▸ **Directions**:
Locate all lines in the data below that hold "React" and show them.

▸ **Supplied entries**:

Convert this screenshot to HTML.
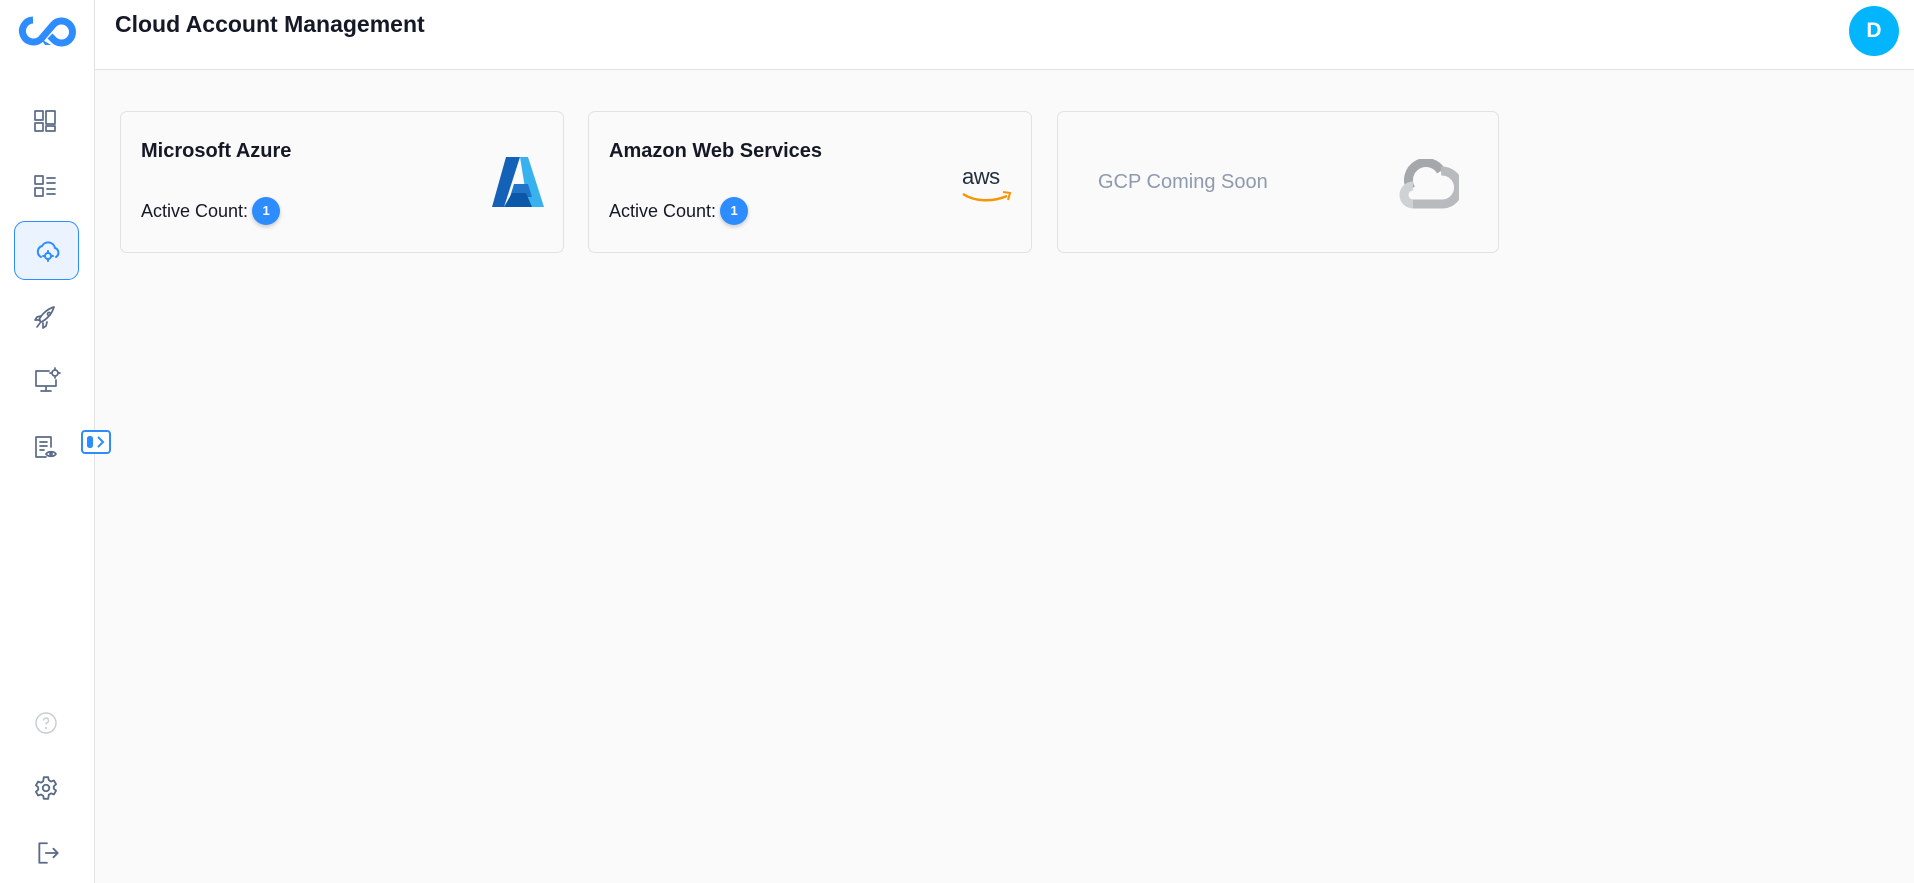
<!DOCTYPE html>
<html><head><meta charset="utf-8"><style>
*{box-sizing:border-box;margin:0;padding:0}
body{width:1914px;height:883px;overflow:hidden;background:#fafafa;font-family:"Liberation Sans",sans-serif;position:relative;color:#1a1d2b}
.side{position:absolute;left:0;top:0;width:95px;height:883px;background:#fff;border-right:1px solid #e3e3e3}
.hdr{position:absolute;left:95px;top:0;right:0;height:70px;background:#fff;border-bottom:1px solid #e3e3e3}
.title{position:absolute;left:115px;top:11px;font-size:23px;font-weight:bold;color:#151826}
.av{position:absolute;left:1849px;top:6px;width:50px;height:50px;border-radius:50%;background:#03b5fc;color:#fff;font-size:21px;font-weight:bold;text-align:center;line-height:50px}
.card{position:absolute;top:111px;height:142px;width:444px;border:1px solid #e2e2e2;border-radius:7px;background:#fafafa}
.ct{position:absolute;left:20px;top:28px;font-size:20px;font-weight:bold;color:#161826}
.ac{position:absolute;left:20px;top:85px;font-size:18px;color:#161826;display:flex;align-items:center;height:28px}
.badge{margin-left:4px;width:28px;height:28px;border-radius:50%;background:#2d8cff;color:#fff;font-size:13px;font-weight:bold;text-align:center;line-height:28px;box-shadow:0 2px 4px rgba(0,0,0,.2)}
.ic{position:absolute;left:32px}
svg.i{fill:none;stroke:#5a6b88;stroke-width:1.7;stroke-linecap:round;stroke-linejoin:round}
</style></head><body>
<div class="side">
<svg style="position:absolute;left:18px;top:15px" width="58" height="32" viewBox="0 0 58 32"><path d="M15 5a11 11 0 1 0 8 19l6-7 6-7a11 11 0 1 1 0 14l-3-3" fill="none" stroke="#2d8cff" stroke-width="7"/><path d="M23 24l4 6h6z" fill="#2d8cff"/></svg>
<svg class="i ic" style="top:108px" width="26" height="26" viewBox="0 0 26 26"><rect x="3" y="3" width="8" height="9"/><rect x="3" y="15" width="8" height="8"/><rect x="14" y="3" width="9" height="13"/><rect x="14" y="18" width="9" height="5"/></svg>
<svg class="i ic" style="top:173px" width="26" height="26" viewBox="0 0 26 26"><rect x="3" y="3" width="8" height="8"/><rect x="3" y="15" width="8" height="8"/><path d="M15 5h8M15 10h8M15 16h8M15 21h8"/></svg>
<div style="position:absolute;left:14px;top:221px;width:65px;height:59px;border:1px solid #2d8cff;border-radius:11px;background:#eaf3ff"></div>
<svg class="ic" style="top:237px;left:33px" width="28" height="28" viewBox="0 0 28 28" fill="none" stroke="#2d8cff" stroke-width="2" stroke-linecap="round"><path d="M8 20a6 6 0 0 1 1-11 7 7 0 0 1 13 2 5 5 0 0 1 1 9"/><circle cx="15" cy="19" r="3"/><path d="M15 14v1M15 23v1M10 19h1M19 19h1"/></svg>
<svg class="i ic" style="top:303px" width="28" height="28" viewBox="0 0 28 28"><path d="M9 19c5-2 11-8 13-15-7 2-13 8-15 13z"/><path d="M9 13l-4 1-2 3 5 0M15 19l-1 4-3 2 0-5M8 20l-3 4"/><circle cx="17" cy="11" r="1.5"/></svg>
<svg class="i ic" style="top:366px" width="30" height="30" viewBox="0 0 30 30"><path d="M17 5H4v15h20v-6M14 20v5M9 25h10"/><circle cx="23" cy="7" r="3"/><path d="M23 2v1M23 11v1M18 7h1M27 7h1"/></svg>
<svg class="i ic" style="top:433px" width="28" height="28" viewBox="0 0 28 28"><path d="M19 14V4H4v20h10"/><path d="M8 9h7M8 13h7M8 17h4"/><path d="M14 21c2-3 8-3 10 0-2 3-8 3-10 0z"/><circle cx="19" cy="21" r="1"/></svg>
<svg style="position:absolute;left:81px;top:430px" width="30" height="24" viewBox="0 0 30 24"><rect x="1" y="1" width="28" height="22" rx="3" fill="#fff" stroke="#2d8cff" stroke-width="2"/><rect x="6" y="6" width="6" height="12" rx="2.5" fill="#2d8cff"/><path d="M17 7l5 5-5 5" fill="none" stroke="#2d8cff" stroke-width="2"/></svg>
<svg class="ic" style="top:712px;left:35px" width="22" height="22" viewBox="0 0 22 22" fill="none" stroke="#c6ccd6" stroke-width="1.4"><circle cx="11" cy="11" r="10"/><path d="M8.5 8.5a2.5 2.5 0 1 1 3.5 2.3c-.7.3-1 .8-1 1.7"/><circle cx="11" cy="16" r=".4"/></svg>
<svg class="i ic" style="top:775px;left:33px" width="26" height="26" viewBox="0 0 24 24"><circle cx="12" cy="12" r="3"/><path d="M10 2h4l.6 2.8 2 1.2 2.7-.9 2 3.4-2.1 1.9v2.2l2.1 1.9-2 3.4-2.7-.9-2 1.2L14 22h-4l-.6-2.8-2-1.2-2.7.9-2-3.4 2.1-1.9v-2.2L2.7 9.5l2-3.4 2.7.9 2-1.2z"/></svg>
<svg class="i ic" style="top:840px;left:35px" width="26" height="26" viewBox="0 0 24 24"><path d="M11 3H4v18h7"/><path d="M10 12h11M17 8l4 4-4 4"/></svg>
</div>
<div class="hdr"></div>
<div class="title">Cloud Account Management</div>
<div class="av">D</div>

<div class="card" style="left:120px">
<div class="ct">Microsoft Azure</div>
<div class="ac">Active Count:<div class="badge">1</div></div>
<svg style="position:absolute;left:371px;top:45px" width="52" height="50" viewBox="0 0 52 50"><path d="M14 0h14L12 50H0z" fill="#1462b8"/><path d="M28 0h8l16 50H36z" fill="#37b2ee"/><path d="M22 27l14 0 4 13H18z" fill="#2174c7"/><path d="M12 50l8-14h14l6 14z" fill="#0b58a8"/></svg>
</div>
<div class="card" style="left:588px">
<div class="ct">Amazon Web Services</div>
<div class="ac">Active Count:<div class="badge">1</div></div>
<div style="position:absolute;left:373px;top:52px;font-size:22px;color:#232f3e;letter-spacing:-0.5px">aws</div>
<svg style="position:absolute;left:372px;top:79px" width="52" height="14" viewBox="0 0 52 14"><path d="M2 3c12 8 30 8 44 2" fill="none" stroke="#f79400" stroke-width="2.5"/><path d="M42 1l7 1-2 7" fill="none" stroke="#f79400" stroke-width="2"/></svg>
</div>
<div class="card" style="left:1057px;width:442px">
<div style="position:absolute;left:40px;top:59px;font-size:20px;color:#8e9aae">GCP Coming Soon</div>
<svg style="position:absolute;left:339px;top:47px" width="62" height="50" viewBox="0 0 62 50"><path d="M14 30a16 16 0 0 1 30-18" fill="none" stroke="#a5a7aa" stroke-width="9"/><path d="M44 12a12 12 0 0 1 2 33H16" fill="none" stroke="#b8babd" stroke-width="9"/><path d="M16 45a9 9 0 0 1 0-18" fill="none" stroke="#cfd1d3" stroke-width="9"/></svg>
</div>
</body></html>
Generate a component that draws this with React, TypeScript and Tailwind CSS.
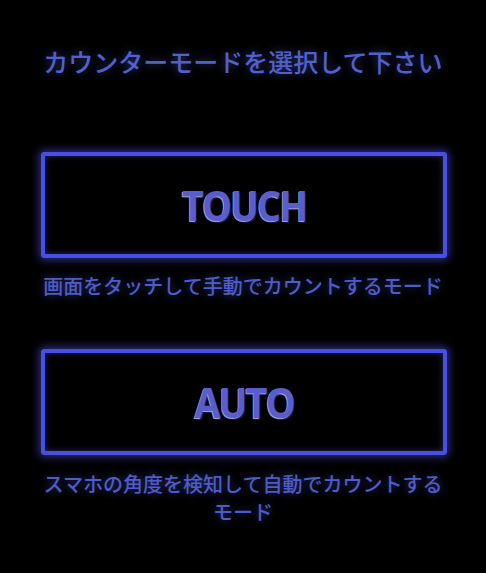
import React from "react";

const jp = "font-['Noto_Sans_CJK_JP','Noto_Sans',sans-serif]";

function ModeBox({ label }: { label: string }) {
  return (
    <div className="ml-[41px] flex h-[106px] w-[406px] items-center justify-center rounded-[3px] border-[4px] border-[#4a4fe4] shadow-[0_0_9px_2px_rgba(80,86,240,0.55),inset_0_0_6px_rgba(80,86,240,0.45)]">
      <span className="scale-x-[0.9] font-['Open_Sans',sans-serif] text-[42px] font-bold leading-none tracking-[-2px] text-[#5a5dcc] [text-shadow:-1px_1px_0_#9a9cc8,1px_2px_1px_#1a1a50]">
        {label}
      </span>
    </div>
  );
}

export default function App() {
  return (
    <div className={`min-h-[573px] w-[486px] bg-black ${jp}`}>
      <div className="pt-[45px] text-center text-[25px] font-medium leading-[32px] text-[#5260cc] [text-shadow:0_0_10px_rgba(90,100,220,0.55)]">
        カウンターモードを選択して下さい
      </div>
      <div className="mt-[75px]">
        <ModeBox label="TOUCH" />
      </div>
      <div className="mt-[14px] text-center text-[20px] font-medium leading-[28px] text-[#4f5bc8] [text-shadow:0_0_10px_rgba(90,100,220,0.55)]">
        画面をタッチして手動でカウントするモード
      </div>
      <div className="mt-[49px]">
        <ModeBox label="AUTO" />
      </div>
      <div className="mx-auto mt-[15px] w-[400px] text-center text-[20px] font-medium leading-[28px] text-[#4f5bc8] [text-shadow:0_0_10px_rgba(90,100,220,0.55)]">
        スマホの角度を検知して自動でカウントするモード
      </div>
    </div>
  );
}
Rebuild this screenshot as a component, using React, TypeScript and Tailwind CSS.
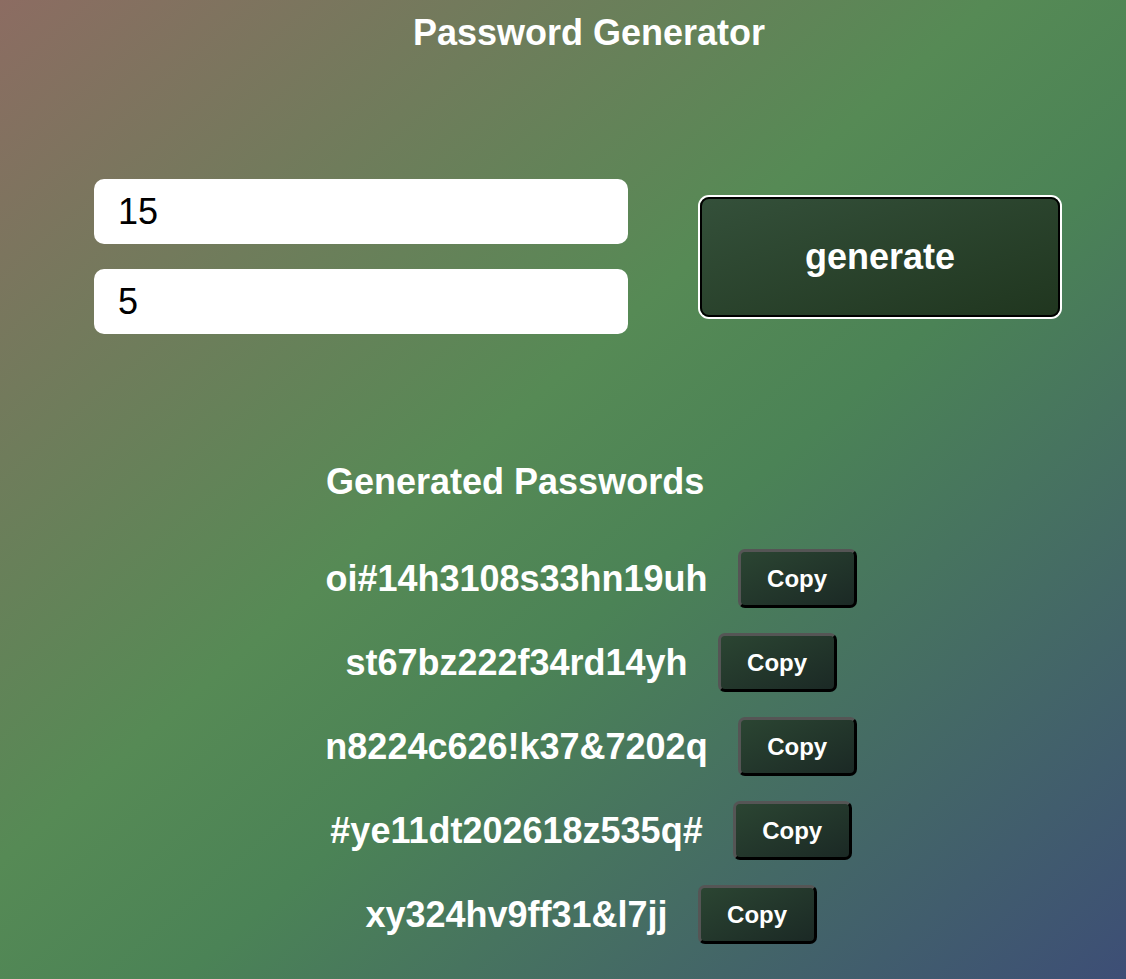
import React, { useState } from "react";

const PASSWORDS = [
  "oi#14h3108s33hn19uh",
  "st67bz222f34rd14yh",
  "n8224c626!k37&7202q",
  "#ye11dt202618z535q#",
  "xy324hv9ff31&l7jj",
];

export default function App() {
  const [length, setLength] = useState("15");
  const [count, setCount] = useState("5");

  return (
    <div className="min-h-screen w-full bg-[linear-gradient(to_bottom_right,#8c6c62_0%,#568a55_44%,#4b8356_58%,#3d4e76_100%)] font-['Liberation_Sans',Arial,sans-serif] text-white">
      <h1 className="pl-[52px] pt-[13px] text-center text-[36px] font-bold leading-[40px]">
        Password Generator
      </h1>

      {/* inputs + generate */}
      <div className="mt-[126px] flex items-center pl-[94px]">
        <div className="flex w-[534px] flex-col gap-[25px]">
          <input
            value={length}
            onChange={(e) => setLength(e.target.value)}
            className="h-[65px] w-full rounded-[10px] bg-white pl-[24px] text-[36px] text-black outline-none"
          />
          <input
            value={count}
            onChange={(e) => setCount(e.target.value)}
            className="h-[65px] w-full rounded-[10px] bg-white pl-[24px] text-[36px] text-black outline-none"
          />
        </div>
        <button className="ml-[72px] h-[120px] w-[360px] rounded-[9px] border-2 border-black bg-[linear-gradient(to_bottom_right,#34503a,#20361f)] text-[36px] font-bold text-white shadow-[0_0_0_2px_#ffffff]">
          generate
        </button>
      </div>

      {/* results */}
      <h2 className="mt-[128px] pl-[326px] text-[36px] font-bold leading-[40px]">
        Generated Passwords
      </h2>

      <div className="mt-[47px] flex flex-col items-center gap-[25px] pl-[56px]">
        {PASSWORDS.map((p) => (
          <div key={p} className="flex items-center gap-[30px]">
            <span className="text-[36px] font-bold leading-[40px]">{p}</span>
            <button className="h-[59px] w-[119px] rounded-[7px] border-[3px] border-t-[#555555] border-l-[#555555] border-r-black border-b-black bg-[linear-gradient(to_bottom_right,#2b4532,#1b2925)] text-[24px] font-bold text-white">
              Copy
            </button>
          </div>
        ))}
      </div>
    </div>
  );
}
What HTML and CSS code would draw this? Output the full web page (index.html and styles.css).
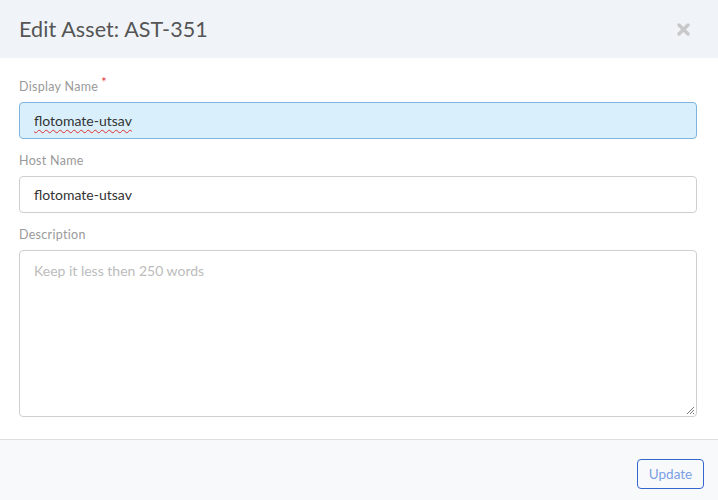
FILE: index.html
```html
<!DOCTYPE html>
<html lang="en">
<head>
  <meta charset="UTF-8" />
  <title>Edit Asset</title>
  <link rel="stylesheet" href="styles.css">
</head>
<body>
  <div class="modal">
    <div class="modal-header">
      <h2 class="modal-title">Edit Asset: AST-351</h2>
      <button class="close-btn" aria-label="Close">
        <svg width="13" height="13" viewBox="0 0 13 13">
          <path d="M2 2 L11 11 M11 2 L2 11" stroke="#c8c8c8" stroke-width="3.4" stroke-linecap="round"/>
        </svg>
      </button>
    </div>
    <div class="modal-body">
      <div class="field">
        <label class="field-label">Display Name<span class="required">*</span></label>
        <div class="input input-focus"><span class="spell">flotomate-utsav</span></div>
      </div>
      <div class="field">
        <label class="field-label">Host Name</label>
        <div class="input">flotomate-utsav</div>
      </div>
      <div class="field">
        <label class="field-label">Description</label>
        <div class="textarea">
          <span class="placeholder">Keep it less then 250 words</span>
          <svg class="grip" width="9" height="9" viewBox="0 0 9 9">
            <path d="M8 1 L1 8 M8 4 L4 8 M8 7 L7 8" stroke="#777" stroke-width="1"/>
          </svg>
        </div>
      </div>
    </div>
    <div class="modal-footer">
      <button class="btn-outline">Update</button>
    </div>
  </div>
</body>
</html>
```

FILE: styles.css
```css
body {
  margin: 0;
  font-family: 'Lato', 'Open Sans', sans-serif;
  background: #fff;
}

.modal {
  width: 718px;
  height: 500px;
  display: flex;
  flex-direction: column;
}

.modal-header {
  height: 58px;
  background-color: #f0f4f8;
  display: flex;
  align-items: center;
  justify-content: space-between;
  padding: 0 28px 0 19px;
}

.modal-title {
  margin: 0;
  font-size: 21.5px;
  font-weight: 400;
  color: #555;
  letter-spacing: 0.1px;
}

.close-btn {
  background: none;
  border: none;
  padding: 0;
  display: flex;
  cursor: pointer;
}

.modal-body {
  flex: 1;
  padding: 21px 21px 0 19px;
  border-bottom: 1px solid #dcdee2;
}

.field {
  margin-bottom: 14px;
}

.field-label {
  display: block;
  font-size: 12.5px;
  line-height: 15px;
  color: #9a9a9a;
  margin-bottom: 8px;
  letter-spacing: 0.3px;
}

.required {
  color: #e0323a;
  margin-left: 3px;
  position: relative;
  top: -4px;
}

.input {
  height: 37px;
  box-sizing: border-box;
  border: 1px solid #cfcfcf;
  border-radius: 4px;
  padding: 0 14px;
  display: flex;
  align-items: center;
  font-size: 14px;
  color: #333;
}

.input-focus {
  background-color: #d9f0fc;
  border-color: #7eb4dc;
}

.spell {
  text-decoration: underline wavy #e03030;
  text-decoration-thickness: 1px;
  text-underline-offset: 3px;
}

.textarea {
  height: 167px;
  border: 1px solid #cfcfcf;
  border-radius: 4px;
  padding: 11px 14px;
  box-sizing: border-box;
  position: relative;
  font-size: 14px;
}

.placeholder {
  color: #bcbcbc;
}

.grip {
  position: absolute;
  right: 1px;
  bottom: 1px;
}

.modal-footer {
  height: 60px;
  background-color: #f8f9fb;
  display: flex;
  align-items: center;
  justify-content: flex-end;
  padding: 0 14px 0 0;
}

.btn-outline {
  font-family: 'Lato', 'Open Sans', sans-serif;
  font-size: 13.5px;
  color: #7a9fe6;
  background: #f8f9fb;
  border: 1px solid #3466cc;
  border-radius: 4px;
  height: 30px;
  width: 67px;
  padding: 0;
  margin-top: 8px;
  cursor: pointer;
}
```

▸ **Exercise output**:
Generate a component that draws this with React, TypeScript and Tailwind CSS.
import React from "react";
Rebuild this screenshot as a component, using React, TypeScript and Tailwind CSS.
import React, { useState } from "react";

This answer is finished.